PSYCHOPATHY

Psychopathy, the mental illness that produces serial and mass killers,
like Ted Bundy (above) and Eric Harris (of Columbine, below), is really
bizarre.  It's
imperfectly understood but what is known about it is terrifying.


Psychopaths have no capacity — whatsoever — for empathy.  It's not a
psychological defect or moral failing but seems to involve the
configuration of the brain.  The results of brain scans of psychopaths
undergoing tests for empathy are utterly anomalous — many animals have
more capacity for empathy than human psychopaths.





The condition seems to be congenital, though there is some evidence
that early childhood development can affect whether or not a psychopath
becomes violent.  Only a small percentage of psychopaths do become
violent.  The rest usually become hustlers or con-men of one sort or
another.  Psychopaths are almost always well-integrated socially,
preternaturally adept at learning and mimicking the behaviors
associated with empathy and other normal human emotions.





There is no cure for psychopathy, and it requires highly specialized
tests to identify it.  The illness actually grows worse with
psychiatric therapy, unless the therapist has diagnosed it in
advance.  In all other cases the psychopath uses the therapy as an
advanced course in determining what behavior the therapist is seeking
to encourage and leaning to feign it.  Eric Harris was undergoing
court-ordered therapy — the result of being arrested for a petty crime
— shortly before he committed the massacre at Columbine (seen in
progress below) and his
therapist thought he was making extraordinary progress.  He didn't have
a clue, not even the hint of a clue, as to Harris's actual mental state.





Harris's
condition was diagnosed only after the fact through the extensive
diaries he kept, which manifested all the recognized symptoms of
psychopathy — including his delight at fooling his therapist.  (Dylan Klebold, Harris's partner in the Columbine killings, was a suicidal depressive — a different kettle of fish entirely.)





Modern corporations, when they reach a certain size, also display the
recognized symptoms of psychopathy.  They operate on the principle of
pure self-interest.  Like psychopaths, they construct elaborate
rationales for selfishness.  They take as a given, for example, that
any free market activity is morally justified, as leading to the
greatest good for the greatest number.  It follows from this that any
action which benefits the shareholders, and by extension the executives
and employees of the corporation, is morally sound.  It is assumed
that any “bad” actions in a market will be corrected by the market,
which means that all “uncorrected”  (i. e. profitable) actions are good
by definition.





When Brooksley Born (above), the chairperson of a small regulatory
commission
in the
Clinton administration, tried to warn Fed Chairman Alan Greenspan about
the dangers of the unregulated market for over-the-counter derivatives
— the financial instruments which almost brought down the world
economy last
year — he didn't want to hear about it.  He was opposed even to
regulations against outright fraud in this market, believing that the
market itself would regulate fraud more efficiently than government
ever could.



Greenspan and the Wall Street executives who think like him are not
psychopaths, but they are intellectually invested in a theory of
business and human behavior which has created a psychopathic system —
a system which sees selfishness as invariably productive and right and
which simply denies any evidence to the contrary, as clinical
psychopaths do.  It is a form of magical thinking.

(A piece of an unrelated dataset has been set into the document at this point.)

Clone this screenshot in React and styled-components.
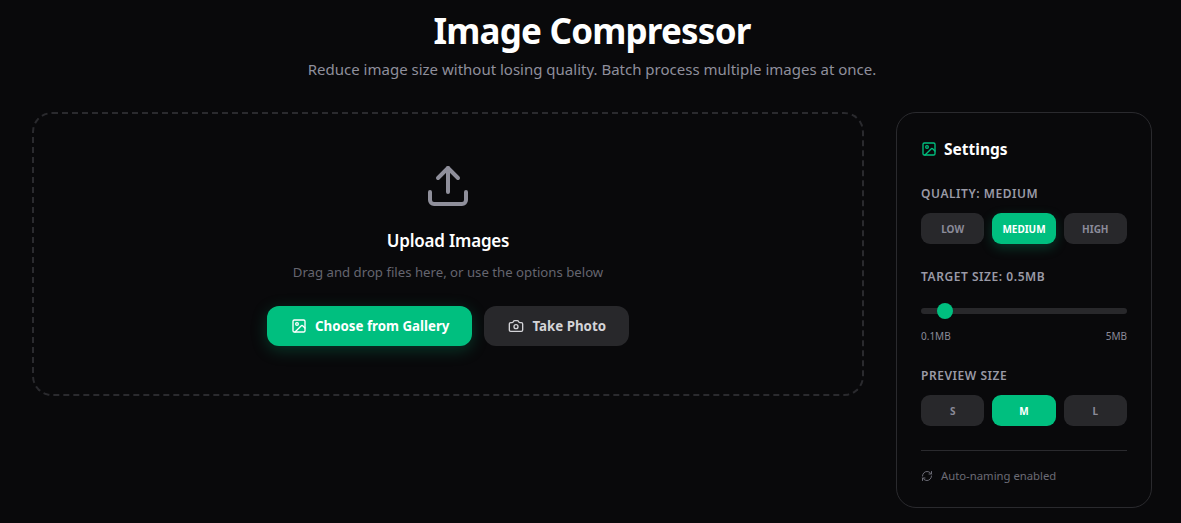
import styled, { createGlobalStyle } from "styled-components";
import { Camera, Image, RefreshCw, Upload } from "lucide-react";

const GREEN = "#00bf7f";

const GlobalStyle = createGlobalStyle`
  html, body {
    margin: 0;
    background: #09090b;
    color: #fff;
    font-family: "Noto Sans", "Open Sans", sans-serif;
  }

  * {
    box-sizing: border-box;
  }
`;

const Page = styled.div`
  width: 1181px;
  height: 523px;
  overflow: hidden;
  padding: 8px 29px 0 32px;
`;

const Header = styled.header`
  text-align: center;
  height: 104px;

  h1 {
    margin: 0;
    font-size: 35px;
    line-height: 46px;
    font-weight: 700;
    letter-spacing: -0.8px;
  }

  p {
    margin: 3px 0 0;
    font-size: 15px;
    line-height: 24px;
    color: #8f8f9c;
  }
`;

const Columns = styled.main`
  display: grid;
  grid-template-columns: 1fr 256px;
  gap: 32px;
  align-items: start;
`;

const DropZone = styled.section`
  height: 284px;
  border: 2px dashed #2a2a2e;
  border-radius: 20px;
  padding-top: 48px;
  display: flex;
  flex-direction: column;
  align-items: center;
  color: #8f8f9b;

  h2 {
    margin: 17px 0 0;
    font-size: 17px;
    line-height: 28px;
    font-weight: 600;
    letter-spacing: -0.2px;
    color: #fff;
  }

  p {
    margin: 7px 0 0;
    font-size: 13.2px;
    line-height: 20px;
    color: #65656f;
  }
`;

const Actions = styled.div`
  display: flex;
  gap: 12px;
  margin-top: 24px;
`;

const ActionButton = styled.button`
  height: 40px;
  display: flex;
  align-items: center;
  gap: 8px;
  padding: 0 23px 0 24px;
  border: none;
  border-radius: 12px;
  font-family: inherit;
  font-size: 13.3px;
  font-weight: 700;
  background: ${(p) => (p.$primary ? GREEN : "#28282b")};
  color: ${(p) => (p.$primary ? "#fff" : "#d4d4d8")};
  box-shadow: ${(p) => (p.$primary ? "0 4px 16px rgba(0, 191, 127, 0.25)" : "none")};
`;

const Panel = styled.aside`
  height: 396px;
  border: 1px solid #2a2a2e;
  border-radius: 20px;
  padding: 24px;
  display: flex;
  flex-direction: column;
`;

const PanelTitle = styled.h3`
  margin: 0;
  display: flex;
  align-items: center;
  gap: 7px;
  font-size: 15.5px;
  line-height: 24px;
  font-weight: 700;
  color: #fff;

  svg {
    color: ${GREEN};
  }
`;

const Label = styled.div`
  margin-top: ${(p) => p.$top}px;
  font-size: 12px;
  line-height: 16px;
  font-weight: 600;
  letter-spacing: 0.55px;
  text-transform: uppercase;
  color: #9a9aa6;
`;

const Options = styled.div`
  display: grid;
  grid-template-columns: repeat(3, 1fr);
  gap: 8px;
  margin-top: 11px;
`;

const Option = styled.button`
  height: 31px;
  padding: 0;
  border: none;
  border-radius: 9px;
  font-family: inherit;
  font-size: 10px;
  font-weight: 700;
  background: ${(p) => (p.$active ? GREEN : "#28282b")};
  color: ${(p) => (p.$active ? "#fff" : "#8b8b99")};
  box-shadow: ${(p) => (p.$glow ? "0 4px 12px rgba(0, 191, 127, 0.25)" : "none")};
`;

const Range = styled.input`
  display: block;
  appearance: none;
  width: 100%;
  height: 6px;
  margin: 23px 0 0;
  border-radius: 3px;
  background: #28282b;

  &::-webkit-slider-thumb {
    appearance: none;
    width: 16px;
    height: 16px;
    border-radius: 50%;
    background: ${GREEN};
  }
`;

const RangeEnds = styled.div`
  display: flex;
  justify-content: space-between;
  margin-top: 14px;
  font-size: 10px;
  line-height: 16px;
  color: #8b8b99;
`;

const Footer = styled.div`
  margin-top: 24px;
  padding-top: 16px;
  border-top: 1px solid #2a2a2e;
  display: flex;
  align-items: center;
  gap: 8px;
  font-size: 11.3px;
  line-height: 18px;
  color: #6b6b75;
`;

const App = () => {
  return (
    <Page>
      <GlobalStyle />
      <Header>
        <h1>Image Compressor</h1>
        <p>Reduce image size without losing quality. Batch process multiple images at once.</p>
      </Header>
      <Columns>
        <DropZone>
          <Upload size={48} strokeWidth={2} />
          <h2>Upload Images</h2>
          <p>Drag and drop files here, or use the options below</p>
          <Actions>
            <ActionButton $primary>
              <Image size={16} />
              Choose from Gallery
            </ActionButton>
            <ActionButton>
              <Camera size={16} />
              Take Photo
            </ActionButton>
          </Actions>
        </DropZone>
        <Panel>
          <PanelTitle>
            <Image size={16} />
            Settings
          </PanelTitle>
          <Label $top={25}>Quality: Medium</Label>
          <Options>
            <Option>LOW</Option>
            <Option $active $glow>MEDIUM</Option>
            <Option>HIGH</Option>
          </Options>
          <Label $top={25}>Target Size: 0.5MB</Label>
          <Range type="range" min={0.1} max={5} step={0.1} defaultValue={0.5} />
          <RangeEnds>
            <span>0.1MB</span>
            <span>5MB</span>
          </RangeEnds>
          <Label $top={24}>Preview Size</Label>
          <Options>
            <Option>S</Option>
            <Option $active>M</Option>
            <Option>L</Option>
          </Options>
          <Footer>
            <RefreshCw size={12} />
            Auto-naming enabled
          </Footer>
        </Panel>
      </Columns>
    </Page>
  );
};

export default App;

The proof that Greenspan is not a psychopath can be found in his
admission this year that he was wrong in his assumptions about the
behavior of markets and human beings acting through markets.  A true
psychopath is incapable of seeing any other point of view but his own
and incapable of taking any responsibility at all for his actions.



But that's the problem with modern corporations of a certain size — no
individual is ultimately responsible for its actions.  This is why
non-psychopaths can commit psychopathic acts as agents of a corporation
and feel no need to take responsibility for them.  This is why the very
executives who nearly brought the world to the brink of economic
collapse still believe they are entitled to large compensation
packages.  They did nothing wrong — it was the system which did it,
and it's not their fault that the system is psychopathic.





In a way they have a point.  Psychopaths are born psychopaths and can't
be cured, just as large corporations are by nature psychopathic and
can't be changed.  This is not an argument, however, for letting
psychopaths do anything they want to do, or for letting corporations do
anything they want to do.  Society is obliged to protect itself from
psychopathic behavior in whatever form it takes — even if those who
engage in it aren't “guilty” or “responsible” in the usual senses of
those words.



When Alan Greenspan told Brooksley Born that he didn't believe in
regulating the markets for fraud, she should have felt empowered to
make a citizen's arrest on the spot.  It would have saved us all a
lot of misery.


[I am indebted to Dave Cullen's extraordinary book Columbine for its fascinating summary of the current state of knowledge about psychopathy.]